Five tips to protect your household budget from surging inflation

Paying off debt and reviewing your budget could help you address the rising cost of living.

Paying off debt and reviewing your budget could help you address the rising cost of living. Photo: TND

With global supply chain issues and the war in Ukraine pushing up the cost of living, now is the time to make sure your household budget is protected.

Petrol prices have already soared above $2 per litre, and customers of major supermarket chains such as Woolworths have been paying 2 to 3 per cent more for their groceries since the start of the year.

Canstar financial expert Steve Mickenbecker said the cost of personal finance products, such as mortgages and insurance policies, are also going up – meaning reviewing our budgets has become an imperative.

“There’s almost no question: Interest rates will go up, [and] premiums on general insurance policies will go up as a result of floods and bad storms,” Mr Mickenbecker said.

“So it’s important that you really start planning for it right now.”

Here are five tips to protect your money from inflation.

1. Set up your household budget

Before you can protect your finances, you first need to work out what’s coming in and out of your bank account.

Chronos Private principal adviser Chris Giaouris said it’s hard to protect your finances if you don’t understand them.

“If you know you’ve got X amount in school fees, you’ve got X amount in mortgage repayments, you’ve got X amount of living expenses – whatever it might be, it’s a lot easier to plan [with a budget],” Mr Giaouris said.

Mr Mickenbecker said having a plan will make it easier to get ahead financially, which will help you weather financial shocks whenever they arise.

2. Shop around

As the country comes out of hiding from COVID-19, Australia’s record-low interest rate era is coming to an end.

Mortgage repayments can be one of your biggest regular expenses, so keep an eye out for better rates.

For example, Mr Mickenbecker said you could save up to $314 a month on a $500,000 home loan by switching from a rate of 2.99 per cent to 1.77 per cent.

“Try saving that in your household budget on the grocery basket – not possible,” he said.

And if you do manage to get a lower home loan rate, don’t increase your repayments; instead, put aside the savings for a rainy day, Mr Mickenbecker said.

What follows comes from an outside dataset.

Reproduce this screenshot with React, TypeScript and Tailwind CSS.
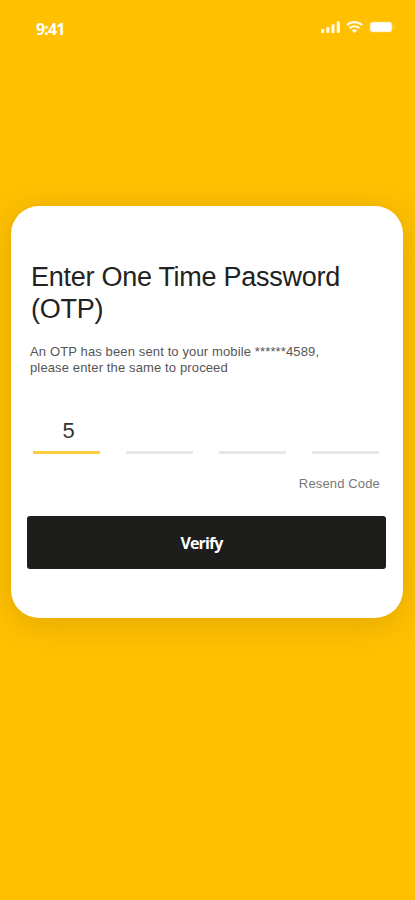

With the recent New South Wales and Queensland floods expected to drive up already rising insurance premiums, he said you should also use your annual car or home insurance renewal notice as a reminder to seek quotes from other providers.

“Make sure you’re comfortable that you’re covered for the things you need, but you can get just as good cover for a lot less on many occasions,” he said.

“Never let an insurance policy just renew automatically without doing the research.”

3. Separate your bank accounts

Some people might have enough self-discipline to manage their income and expenses with one bank account.

But Mr Giaouris said creating separate bank accounts for different purposes will add some structure to your saving and spending habits.

He said people often spend more money than they intended to, and then don’t have the savings they thought they would have when they need to pay for things like school fees.

Having separate accounts for different expenses and savings goals could help you keep better track your money and prevent any “leakage”.

4. Pay off your credit card

Mr Mickenbecker said credit card debt is one of the most expensive debts you can have, so it’s best to eliminate it as quickly as possible.

Canstar data shows the lowest available rate in Australia on a non-rewards card is 7.49 per cent, while the average is 13.61 per cent.

“It’s very expensive debt, so get your credit debt down so that you don’t have that big repayment over your head when the time comes for interest rates to go up,” Mr Mickenbecker said.

But make sure to leave behind some savings.

5. Create a savings buffer

Setting aside money now is the best way to help yourself in a future financial pinch, Mr Mickenbecker said.

Financial planners typically recommend saving at least three months’ worth of living expenses.

But Mr Giarouis said some of his clients save more for peace of mind.

“We work with a lot of clients who like to have large cash saving buffers, because it just helps them sleep better at night.”